Frequently Asked Questions
What is an ABM pilot programme?
An ABM pilot is a time-bounded test of account-based marketing on a limited account set (typically 10 to 20 named accounts) with pre-agreed success criteria, a defined measurement framework, and a clear decision gate for full programme investment. A well-designed pilot is a structured experiment not a small-scale version of the full programme.
How many accounts should be in an ABM pilot?
10 to 20 accounts is the right range. Fewer than 10 produces insufficient data for conclusions. More than 20 stretches personalisation resources and produces 1:Many results rather than genuine ABM performance. Select accounts that are real pipeline opportunities at the “aware but not engaged” stage not accounts already deep in sales or completely cold.
How long should an ABM pilot run?
90 days: 30 days to build and prepare, 30 days of active campaign execution, and 30 days to measure results and make the investment decision. Shorter pilots do not allow enough time for multi-stakeholder engagement to develop.
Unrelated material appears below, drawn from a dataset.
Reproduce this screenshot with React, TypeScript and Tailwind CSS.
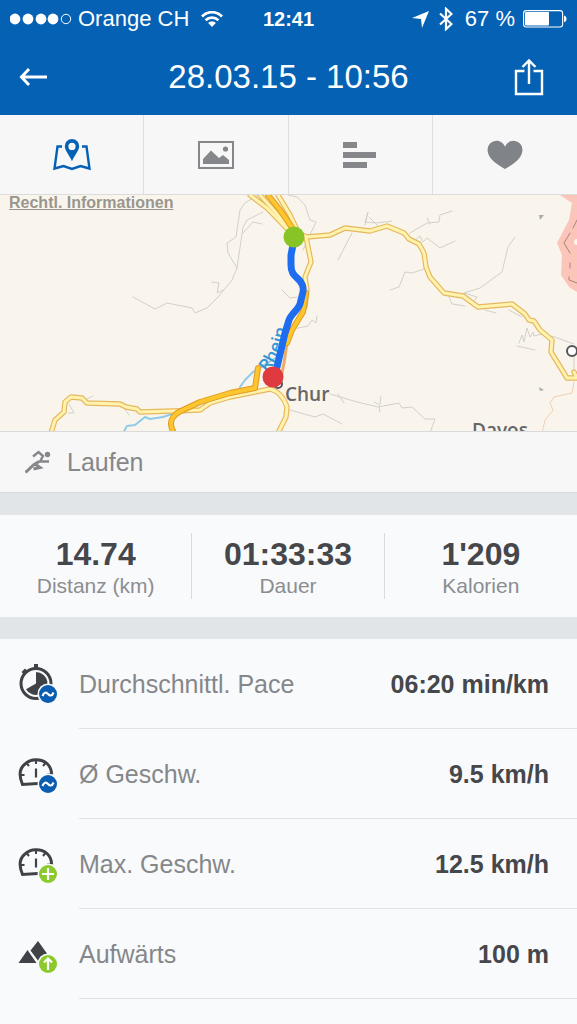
import type { ReactNode } from 'react'

function SignalDots() {
  return (
    <svg width="62" height="12" viewBox="0 0 62 12" aria-hidden="true">
      {[5, 18, 31, 43].map((cx) => (
        <circle key={cx} cx={cx} cy="6" r="5.4" fill="#fff" />
      ))}
      <circle cx="56" cy="6" r="4.7" fill="none" stroke="#fff" />
    </svg>
  )
}

function WifiIcon() {
  return (
    <svg width="22" height="16" viewBox="0 0 22 16" fill="none" stroke="#fff" strokeWidth="2.8" aria-hidden="true">
      <path d="M1 5.4C6.6-.2 15.4-.2 21 5.4" />
      <path d="M4.6 9.2c3.6-3.5 9.2-3.5 12.8 0" />
      <path d="M7.2 12c1.9-1.9 5.700-1.9 7.600 0L11 16z" fill="#fff" stroke="none" />
    </svg>
  )
}

function LocationIcon() {
  return (
    <svg width="17" height="17" viewBox="0 0 17 17" fill="#fff" aria-hidden="true">
      <path d="M17 0 10 17 9 8 0 7z" />
    </svg>
  )
}

function BluetoothIcon() {
  return (
    <svg width="14" height="24" viewBox="0 0 14 24" fill="none" stroke="#fff" strokeWidth="2.2" aria-hidden="true">
      <path d="M1 6.5 12.5 17 7 22.2V1.8L12.5 7 1 17.5" />
    </svg>
  )
}

function BatteryIcon() {
  return (
    <svg width="44" height="18" viewBox="0 0 44 18" aria-hidden="true">
      <rect x="0.6" y="0.6" width="39" height="16.4" rx="2.5" fill="none" stroke="#fff" strokeWidth="1.1" />
      <rect x="2" y="2" width="24" height="13.6" rx="1" fill="#fff" />
      <path d="M41 5.6c3.4.6 3.4 6 0 6.6z" fill="#fff" />
    </svg>
  )
}

function BackIcon() {
  return (
    <svg width="28" height="20" viewBox="0 0 28 20" fill="none" stroke="#fff" strokeWidth="3" aria-hidden="true">
      <path d="M10 2 2.500 10l7.500 8M2.500 10H28" />
    </svg>
  )
}

function ShareIcon() {
  return (
    <svg width="30" height="38" viewBox="0 0 30 38" fill="none" stroke="#fff" strokeWidth="2.4" aria-hidden="true">
      <path d="M10.5 13H2v23h26V13h-8.500" />
      <path d="M15 26V3M8.500 9 15 2.500 21.500 9" />
    </svg>
  )
}

function MapIcon() {
  return (
    <svg width="38" height="32" viewBox="0 0 38 32" aria-hidden="true">
      <path
        d="M9 7.500H4.500L1.500 29.500l9-2.500 8.500 3 8.500-3 9 2.500-3-22H29"
        fill="none"
        stroke="#0561b4"
        strokeWidth="2.4"
      />
      <path
        fillRule="evenodd"
        d="M19 0a7.200 7.200 0 0 0-7.200 7.200c0 4.300 4.200 8.300 7.200 15 3-6.700 7.200-10.700 7.200-15A7.200 7.200 0 0 0 19 0zm0 3.800a3.600 3.600 0 1 1 0 7.200 3.600 3.600 0 0 1 0-7.200z"
        fill="#0561b4"
      />
    </svg>
  )
}

function PhotoIcon() {
  return (
    <svg width="36" height="28" viewBox="0 0 36 28" fill="#85878a" aria-hidden="true">
      <rect x="1" y="1" width="34" height="26" fill="none" stroke="#85878a" strokeWidth="2" />
      <path d="M5 23v-5l8-8.500 8 7.500 4-3 6 5v4z" />
      <circle cx="27.500" cy="8" r="2.600" />
    </svg>
  )
}

function BarsIcon() {
  return (
    <svg width="34" height="26" viewBox="0 0 34 26" fill="#85878a" aria-hidden="true">
      <rect width="14" height="6" />
      <rect y="10" width="33" height="6" />
      <rect y="20" width="24" height="6" />
    </svg>
  )
}

function HeartIcon() {
  return (
    <svg width="36" height="30" viewBox="0 0 36 30" fill="#808387" aria-hidden="true">
      <path d="M18 29C10 24.500.5 18.500.5 9.500A9 9 0 0 1 9.500.8c4 0 7 2.400 8.500 5.900C19.500 3.200 22.500.8 26.500.8a9 9 0 0 1 9 8.700C35.500 18.500 26 24.500 18 29z" />
    </svg>
  )
}

function RunnerIcon() {
  return (
    <svg width="26" height="24" viewBox="0 0 26 24" fill="none" stroke="#85878a" strokeWidth="2.400" aria-hidden="true">
      <path d="M8 6.500 13.500 2 18 6l-3 5.500h9" />
      <path d="M.5 22.500 8.500 15l5.500-3.500L10 14l5 3.500-6.500 1.500" strokeWidth="3" />
      <circle cx="22.500" cy="4.500" r="2.700" fill="#85878a" stroke="none" />
    </svg>
  )
}

function Badge({ color, children }: { color: string; children: ReactNode }) {
  return (
    <>
      <circle cx="30" cy="31" r="10.500" fill="#f9fafc" />
      <circle cx="30" cy="31" r="9" fill={color} />
      <g fill="none" stroke="#fff" strokeWidth="2.200">
        {children}
      </g>
    </>
  )
}

function AverageBadge() {
  return (
    <Badge color="#0a5db0">
      <path d="M24.500 33c1.500-4 3.700-4 5.500-2s4 2.500 5.500-1.500" />
    </Badge>
  )
}

function PaceIcon() {
  return (
    <svg width="40" height="42" viewBox="0 0 40 42" aria-hidden="true">
      <circle cx="18" cy="20.500" r="15" fill="none" stroke="#3f4347" strokeWidth="3" />
      <path d="M18 20.500V9A11.500 11.500 0 1 1 8 26.200z" fill="#3f4347" />
      <path d="M16 1h4v5h-4zM3.500 9 7 5.500l3 3L6.500 12z" fill="#3f4347" />
      <AverageBadge />
    </svg>
  )
}

function SpeedDial() {
  return (
    <g fill="none" stroke="#3f4347" strokeWidth="2.400">
      <path d="M20 30.500 4.500 31.500C.5 22 2 15 7 11c5.500-5.500 16-5.800 22-.5 3.300 3 4.500 6.500 4.700 11" strokeWidth="3" />
      <path d="M18 15.500v9" strokeWidth="2.200" />
      <path d="M18 7v4M8.500 10l2.500 3M27.500 10 25 13M3 22h3.500M29 21.500h4" strokeWidth="2" />
    </g>
  )
}

function AverageSpeedIcon() {
  return (
    <svg width="40" height="42" viewBox="0 0 40 42" aria-hidden="true">
      <SpeedDial />
      <AverageBadge />
    </svg>
  )
}

function MaxSpeedIcon() {
  return (
    <svg width="40" height="42" viewBox="0 0 40 42" aria-hidden="true">
      <SpeedDial />
      <Badge color="#8cc92c">
        <path d="M24 31h12M30 25v12" />
      </Badge>
    </svg>
  )
}

function AscentIcon() {
  return (
    <svg width="40" height="42" viewBox="0 0 40 42" aria-hidden="true">
      <path d="M.5 30 9.500 17 18.500 30zM12.500 17.500 20 8l9 12.500L21 29z" fill="#3f4347" />
      <Badge color="#8cc92c">
        <path d="M30 37V26M26 29.500l4-4 4 4" />
      </Badge>
    </svg>
  )
}

const mainRoads = [
  'M302 40 307 42 330 40 345 33 370 36 387 31 404 38 409 44 419 49 424 58 426 72 430 82 444 98 463 101 478 112 512 109 525 119 529 125 534 126 540 135 552 145 551 157 567 183 577 183 574 177',
  'M306 42 311 67 305 82 307 95 305 112',
  'M250 0 267 13 291 38',
  'M260 0 278 20 293 37',
  'M278 0 290 20 297 35',
  'M51 238 55 225 64 217 65 207 71 202 82 203 87 208 120 209 126 212 137 214 140 217 173 216 200 215 210 208 230 202 255 197 270 194Q282 197 287 212L286 222 278 238',
]

const highways = [
  'M268 0 280 15 293 34',
  'M306 98 303 117 292 135 287 148',
  'M258 173 255 193 230 198 200 207 183 215Q165 223 174 238',
]

const paths = [
  'M133 102 155 114 167 108 192 113 195 118 207 113 218 102 232 85 237 73 228 58 227 48 236 42 240 15 245 8 258 0',
  'M237 73 243 32 247 25 263 17M243 38 253 27 262 29',
  'M212 87 219 88 217 98 223 95',
  'M288 0 297 2 305 10 310 25 316 27 303 55',
  'M282 95 290 103 297 102',
  'M293 134 308 131 312 125 316 128 317 121',
  'M338 65 352 38M365 30 368 17 365 27 377 28 392 26M369 22 378 31',
  'M330 199 357 207 378 212 399 208 402 213 412 212 425 224 435 224 430 238',
  'M338 199 344 208M374 207 380 210 381 201M379 212 380 217',
  'M290 215 315 222 323 219 342 229',
  'M390 95 399 92 405 77 412 78 424 74',
  'M410 38 427 28 439 27 440 20 452 16M427 23 430 29',
  'M413 47 420 41 423 47 427 43 440 53 455 46',
  'M464 98 480 93 502 77 508 52 515 42',
  'M464 98 477 102 475 105M449 102 452 109 465 111',
  'M485 115 496 118M509 115 522 122',
  'M519 148 522 140 524 147 527 133 530 142 533 137 534 141 542 139',
  'M517 151 535 155M552 141 574 149M574 162V182',
  'M69 209 74 218 68 218M87 204 93 201M124 213 129 220',
]

function RouteMap() {
  return (
    <svg
      className="block h-auto w-full"
      viewBox="0 0 577 236"
      role="img"
      aria-label="Strecke bei Chur"
      strokeLinejoin="round"
      strokeLinecap="round"
    >
      <rect width="577" height="236" fill="#f9f5ed" />
      <path d="M560 0 572 8 569 25 557 48 562 60 561 80 569 92 577 97V0z" fill="#fcc5b9" />
      <circle cx="577" cy="47" r="3" fill="#f9f5ed" />
      <path d="M577 25 573 33M570 38 564 48 570 58M570 68V73M569 82V85L577 88" fill="none" stroke="#a9847d" />
      <path d="M539 20H544L540 25zM539 192 544 195 540 196z" fill="#aaa" />

      <path d={paths.join('')} fill="none" stroke="#d3d0ca" />
      <path d="M574 187 572 198 554 202 550 208 553 215 545 225 542 238" fill="none" stroke="#efd0b2" />

      <g fill="none" stroke="#8fcbe8" strokeWidth="2">
        <path d="M123 238 127 231 135 230 145 222 150 224 163 222 172 219" />
        <path d="M240 192 245 185 253 177 277 162" />
      </g>
      <path d="M287 148 284 168 280 188" fill="none" stroke="#edaa63" strokeWidth="3" />
      <path d={mainRoads.join('')} fill="none" stroke="#e5b860" strokeWidth="5.400" />
      <path d={mainRoads.join('')} fill="none" stroke="#fff3ae" strokeWidth="3" />
      <path d={highways.join('')} fill="none" stroke="#e09a24" strokeWidth="6" />
      <path d={highways.join('')} fill="none" stroke="#fdc52e" strokeWidth="4" />

      <path id="rhein" d="M267 178Q281 164 287 134" fill="none" />
      <text className="font-['Open_Sans',sans-serif] text-[18px] font-semibold" fill="#3597d3">
        <textPath href="#rhein">Rhein</textPath>
      </text>

      <path
        d="M293 50 291 60V70C291 80 296 81 300 86S304 95 302 101L300 109C298 115 291 119 289 125L285 138 277 172"
        fill="none"
        stroke="#1e6df0"
        strokeWidth="7"
      />
      <circle cx="278" cy="189" r="4" fill="#fff" stroke="#555" strokeWidth="2" />
      <circle cx="572" cy="156" r="5" fill="#fff" stroke="#555" strokeWidth="2" />
      <circle cx="294" cy="42" r="10.500" fill="#88c425" />
      <circle cx="273" cy="182" r="10.500" fill="#df3a40" />

      <g
        className="font-['Open_Sans',sans-serif] text-[19px] font-semibold"
        fill="#666"
        stroke="#f9f5ed"
        strokeWidth="2"
        paintOrder="stroke"
      >
        <text x="285" y="206">Chur</text>
        <text x="472" y="242">Davos</text>
      </g>
    </svg>
  )
}

const tabs = [
  { label: 'Karte', icon: <MapIcon /> },
  { label: 'Fotos', icon: <PhotoIcon /> },
  { label: 'Details', icon: <BarsIcon /> },
  { label: 'Herzfrequenz', icon: <HeartIcon /> },
]

const stats = [
  { value: '14.74', label: 'Distanz (km)' },
  { value: '01:33:33', label: 'Dauer' },
  { value: "1'209", label: 'Kalorien' },
]

const details = [
  { label: 'Durchschnittl. Pace', value: '06:20 min/km', icon: <PaceIcon /> },
  { label: 'Ø Geschw.', value: '9.5 km/h', icon: <AverageSpeedIcon /> },
  { label: 'Max. Geschw.', value: '12.5 km/h', icon: <MaxSpeedIcon /> },
  { label: 'Aufwärts', value: '100 m', icon: <AscentIcon /> },
]

export default function App() {
  return (
    <div className="min-h-screen bg-[#f9fafc] font-['Liberation_Sans',Arial,sans-serif]">
      <header className="bg-[#0561b4] text-white">
        <div className="grid h-[38px] grid-cols-[1fr_auto_1fr] items-center px-2.5">
          <div className="flex items-center">
            <SignalDots />
            <span className="mr-3 ml-1.5 text-[22px] leading-6">Orange CH</span>
            <WifiIcon />
          </div>
          <span className="text-[20px] leading-6 font-bold">12:41</span>
          <div className="flex items-center justify-end">
            <LocationIcon />
            <span className="mr-3 ml-2.5">
              <BluetoothIcon />
            </span>
            <span className="mr-2 text-[22px] leading-6">67 %</span>
            <BatteryIcon />
          </div>
        </div>
        <div className="grid h-[77px] grid-cols-[1fr_auto_1fr] items-center">
          <button aria-label="Zurück" className="ml-[19px] justify-self-start">
            <BackIcon />
          </button>
          <h1 className="text-[33px] leading-10">28.03.15 - 10:56</h1>
          <button aria-label="Teilen" className="mr-[33px] justify-self-end">
            <ShareIcon />
          </button>
        </div>
      </header>

      <nav className="grid h-20 grid-cols-4 divide-x divide-[#dedfe1] border-b border-[#dcdcdc] bg-[#f7f7f7]">
        {tabs.map((tab) => (
          <button key={tab.label} aria-label={tab.label} className="flex items-center justify-center">
            {tab.icon}
          </button>
        ))}
      </nav>

      <section className="relative">
        <RouteMap />
        <a href="#legal" className="absolute top-0 left-[9px] text-[16px] leading-4 font-bold text-[#99968f] underline">
          Rechtl. Informationen
        </a>
      </section>

      <div className="flex h-[62px] items-center gap-4 border-y border-[#d8dadc] bg-[#f7f7f7] pl-[25px] text-[25px] leading-8 text-[#85878a]">
        <RunnerIcon />
        <span>Laufen</span>
      </div>

      <dl className="grid grid-cols-3 divide-x divide-[#d8dadc] border-y-[22px] border-[#e2e5e8] py-[18px] text-center">
        {stats.map((stat) => (
          <div key={stat.label} className="flex h-[66px] flex-col-reverse justify-center">
            <dt className="text-[21px] leading-6 text-[#8b8d90]">{stat.label}</dt>
            <dd className="text-[32px] leading-10 font-bold text-[#45474a]">{stat.value}</dd>
          </div>
        ))}
      </dl>

      <dl>
        {details.map((row) => (
          <div key={row.label} className="flex items-center pl-[18px]">
            {row.icon}
            <div className="ml-[21px] flex h-[90px] grow items-center justify-between border-b border-[#e0e2e4] pr-7 text-[25px] leading-8">
              <dt className="text-[#85878a]">{row.label}</dt>
              <dd className="font-bold text-[#45474a]">{row.value}</dd>
            </div>
          </div>
        ))}
      </dl>
    </div>
  )
}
Longer pilots delay the scaling decision without meaningful additional insight.
What are good success criteria for an ABM pilot?
Account engagement rate (% of accounts with 2+ stakeholder engagements), multi-role engagement rate (% of accounts with 2+ distinct roles engaged), pipeline creation rate, sales meetings booked per account, and most critically a comparison against a control group of similar non-ABM accounts. The differential between ABM and control accounts is the core business case for full investment.
What does a 90-day ABM pilot typically cost?
A meaningful 1:1 ABM pilot for 10 to 20 accounts typically requires: agency or dedicated ABM manager time (40 to 60 hours), LinkedIn Campaign Manager budget of $5,000 to $15,000, basic intent data subscription of $2,000 to $5,000, and content creation of $5,000 to $20,000. Total range is typically $15,000 to $50,000 for a 90-day pilot, depending on scope and personalisation depth.